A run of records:
* * * * * * *

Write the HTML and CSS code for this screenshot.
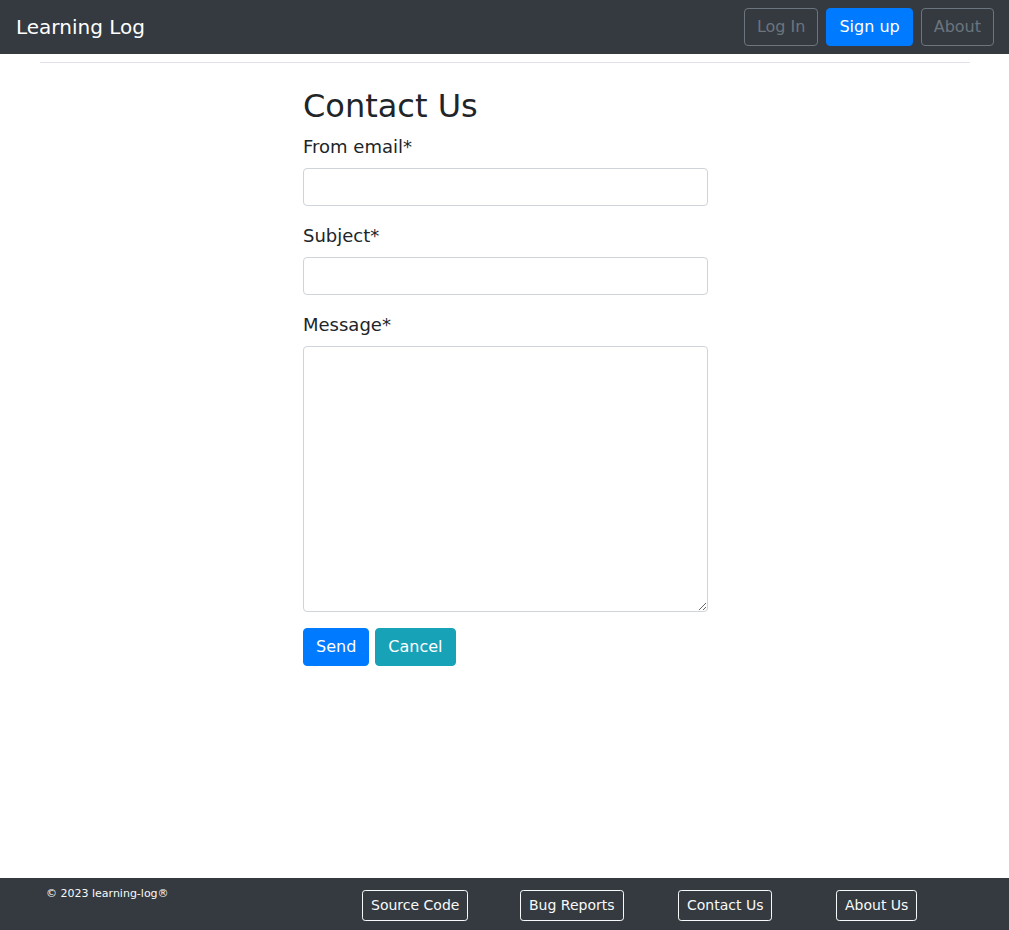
FILE: index.html
```html
<!DOCTYPE html>
<html lang="en">
<head>
<meta charset="utf-8">
<title>Learning Log</title>
<link rel="stylesheet" href="styles.css">
</head>
<body>
<nav class="navbar">
  <a class="brand" href="#">Learning Log</a>
  <div class="nav-actions">
    <a class="btn btn-outline-secondary" href="#">Log In</a>
    <a class="btn btn-primary" href="#">Sign up</a>
    <a class="btn btn-outline-secondary" href="#">About</a>
  </div>
</nav>
<main class="container">
  <hr class="divider">
  <div class="contact">
    <h2 class="title">Contact Us</h2>
    <form class="form">
      <div class="form-group">
        <label class="label">From email*</label>
        <input class="control" type="email">
      </div>
      <div class="form-group">
        <label class="label">Subject*</label>
        <input class="control" type="text">
      </div>
      <div class="form-group">
        <label class="label">Message*</label>
        <textarea class="control textarea"></textarea>
      </div>
      <div class="actions">
        <button class="btn btn-primary" type="button">Send</button>
        <button class="btn btn-info" type="button">Cancel</button>
      </div>
    </form>
  </div>
</main>
<footer class="footer">
  <div class="footer-grid">
    <div class="fcol"><small class="copy">© 2023 learning-log®</small></div>
    <div class="fcol"><a class="btn btn-sm btn-outline-light" href="#">Source Code</a></div>
    <div class="fcol"><a class="btn btn-sm btn-outline-light" href="#">Bug Reports</a></div>
    <div class="fcol"><a class="btn btn-sm btn-outline-light" href="#">Contact Us</a></div>
    <div class="fcol"><a class="btn btn-sm btn-outline-light" href="#">About Us</a></div>
  </div>
</footer>
</body>
</html>
```
FILE: styles.css
```css
* { box-sizing: border-box; }
html, body { margin: 0; padding: 0; }
body {
  font-family: "DejaVu Sans", sans-serif;
  font-size: 16px;
  line-height: 1.5;
  color: #212529;
  background: #fff;
  min-height: 100vh;
  display: flex;
  flex-direction: column;
}
a { text-decoration: none; }

.navbar {
  background: #343a40;
  display: flex;
  align-items: center;
  justify-content: space-between;
  padding: 8px 15px 8px 16px;
}
.brand {
  color: #fff;
  font-size: 20px;
  line-height: 30px;
}
.nav-actions { display: flex; gap: 8px; }

.btn {
  display: inline-block;
  font-family: inherit;
  font-size: 16px;
  line-height: 24px;
  padding: 6px 12px;
  border: 1px solid transparent;
  border-radius: 4px;
  cursor: pointer;
  text-align: center;
}
.btn-primary { background: #007bff; border-color: #007bff; color: #fff; }
.btn-info { background: #17a2b8; border-color: #17a2b8; color: #fff; }
.btn-outline-secondary { background: transparent; border-color: #6c757d; color: #6c757d; }
.btn-sm { font-size: 14px; line-height: 21px; padding: 4px 8px; border-radius: 3.2px; }
.btn-outline-light { background: transparent; border-color: #f8f9fa; color: #f8f9fa; }

.container {
  width: 100%;
  max-width: 960px;
  margin: 0 auto;
  padding: 0 15px;
}
.divider {
  border: 0;
  border-top: 1px solid #e1e1ec;
  margin: 8px 0 16px;
}
.contact {
  width: 405px;
  margin: 0 auto;
  padding-top: 8px;
  position: relative;
  left: 1px;
}
.title {
  font-size: 32px;
  font-weight: 500;
  line-height: 1.2;
  margin: 0 0 8px;
}
.form-group { margin-bottom: 16px; }
.label {
  display: block;
  font-size: 18px;
  line-height: 27px;
  margin-bottom: 8px;
}
.control {
  display: block;
  width: 100%;
  height: 38px;
  padding: 6px 12px;
  font-family: inherit;
  font-size: 16px;
  line-height: 24px;
  color: #495057;
  background: #fff;
  border: 1px solid #ced4da;
  border-radius: 4px;
}
.textarea { height: 266px; resize: vertical; }
.actions { display: flex; gap: 6px; }

.footer {
  margin-top: auto;
  background: #343a40;
  padding: 8px 0 9px;
}
.footer-grid {
  display: grid;
  grid-template-columns: 316px repeat(4, 158px);
  padding-left: 31px;
  align-items: start;
}
.fcol { padding: 0 15px; }
.fcol .btn { margin-top: 4px; }
.copy {
  display: block;
  color: #f8f9fa;
  font-size: 11px;
  line-height: 16.5px;
}
```
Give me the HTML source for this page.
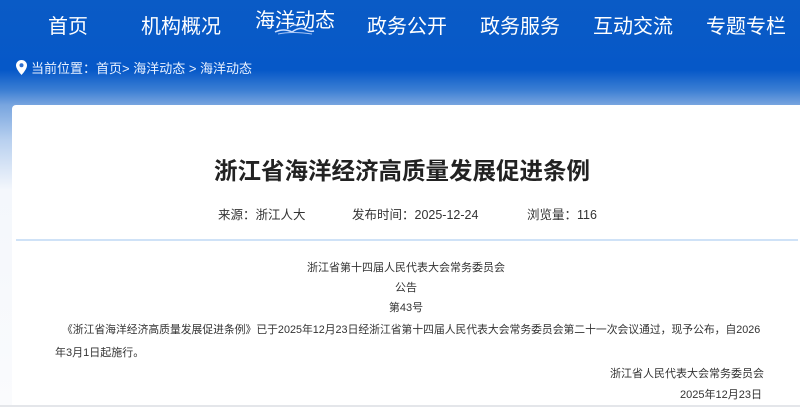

* * * * * * *

The records above must be printed exactly; the pictures stay out.

Write the HTML and CSS code for this screenshot.
FILE: index.html
```html
<!DOCTYPE html>
<html lang="en">
<head>
<meta charset="utf-8">
<title>Learning Log</title>
<link rel="stylesheet" href="styles.css">
</head>
<body>
<nav class="navbar">
  <a class="brand" href="#">Learning Log</a>
  <div class="nav-actions">
    <a class="btn btn-outline-secondary" href="#">Log In</a>
    <a class="btn btn-primary" href="#">Sign up</a>
    <a class="btn btn-outline-secondary" href="#">About</a>
  </div>
</nav>
<main class="container">
  <hr class="divider">
  <div class="contact">
    <h2 class="title">Contact Us</h2>
    <form class="form">
      <div class="form-group">
        <label class="label">From email*</label>
        <input class="control" type="email">
      </div>
      <div class="form-group">
        <label class="label">Subject*</label>
        <input class="control" type="text">
      </div>
      <div class="form-group">
        <label class="label">Message*</label>
        <textarea class="control textarea"></textarea>
      </div>
      <div class="actions">
        <button class="btn btn-primary" type="button">Send</button>
        <button class="btn btn-info" type="button">Cancel</button>
      </div>
    </form>
  </div>
</main>
<footer class="footer">
  <div class="footer-grid">
    <div class="fcol"><small class="copy">© 2023 learning-log®</small></div>
    <div class="fcol"><a class="btn btn-sm btn-outline-light" href="#">Source Code</a></div>
    <div class="fcol"><a class="btn btn-sm btn-outline-light" href="#">Bug Reports</a></div>
    <div class="fcol"><a class="btn btn-sm btn-outline-light" href="#">Contact Us</a></div>
    <div class="fcol"><a class="btn btn-sm btn-outline-light" href="#">About Us</a></div>
  </div>
</footer>
</body>
</html>
```
FILE: styles.css
```css
* { box-sizing: border-box; }
html, body { margin: 0; padding: 0; }
body {
  font-family: "DejaVu Sans", sans-serif;
  font-size: 16px;
  line-height: 1.5;
  color: #212529;
  background: #fff;
  min-height: 100vh;
  display: flex;
  flex-direction: column;
}
a { text-decoration: none; }

.navbar {
  background: #343a40;
  display: flex;
  align-items: center;
  justify-content: space-between;
  padding: 8px 15px 8px 16px;
}
.brand {
  color: #fff;
  font-size: 20px;
  line-height: 30px;
}
.nav-actions { display: flex; gap: 8px; }

.btn {
  display: inline-block;
  font-family: inherit;
  font-size: 16px;
  line-height: 24px;
  padding: 6px 12px;
  border: 1px solid transparent;
  border-radius: 4px;
  cursor: pointer;
  text-align: center;
}
.btn-primary { background: #007bff; border-color: #007bff; color: #fff; }
.btn-info { background: #17a2b8; border-color: #17a2b8; color: #fff; }
.btn-outline-secondary { background: transparent; border-color: #6c757d; color: #6c757d; }
.btn-sm { font-size: 14px; line-height: 21px; padding: 4px 8px; border-radius: 3.2px; }
.btn-outline-light { background: transparent; border-color: #f8f9fa; color: #f8f9fa; }

.container {
  width: 100%;
  max-width: 960px;
  margin: 0 auto;
  padding: 0 15px;
}
.divider {
  border: 0;
  border-top: 1px solid #e1e1ec;
  margin: 8px 0 16px;
}
.contact {
  width: 405px;
  margin: 0 auto;
  padding-top: 8px;
  position: relative;
  left: 1px;
}
.title {
  font-size: 32px;
  font-weight: 500;
  line-height: 1.2;
  margin: 0 0 8px;
}
.form-group { margin-bottom: 16px; }
.label {
  display: block;
  font-size: 18px;
  line-height: 27px;
  margin-bottom: 8px;
}
.control {
  display: block;
  width: 100%;
  height: 38px;
  padding: 6px 12px;
  font-family: inherit;
  font-size: 16px;
  line-height: 24px;
  color: #495057;
  background: #fff;
  border: 1px solid #ced4da;
  border-radius: 4px;
}
.textarea { height: 266px; resize: vertical; }
.actions { display: flex; gap: 6px; }

.footer {
  margin-top: auto;
  background: #343a40;
  padding: 8px 0 9px;
}
.footer-grid {
  display: grid;
  grid-template-columns: 316px repeat(4, 158px);
  padding-left: 31px;
  align-items: start;
}
.fcol { padding: 0 15px; }
.fcol .btn { margin-top: 4px; }
.copy {
  display: block;
  color: #f8f9fa;
  font-size: 11px;
  line-height: 16.5px;
}
```
Give me the HTML source for this page.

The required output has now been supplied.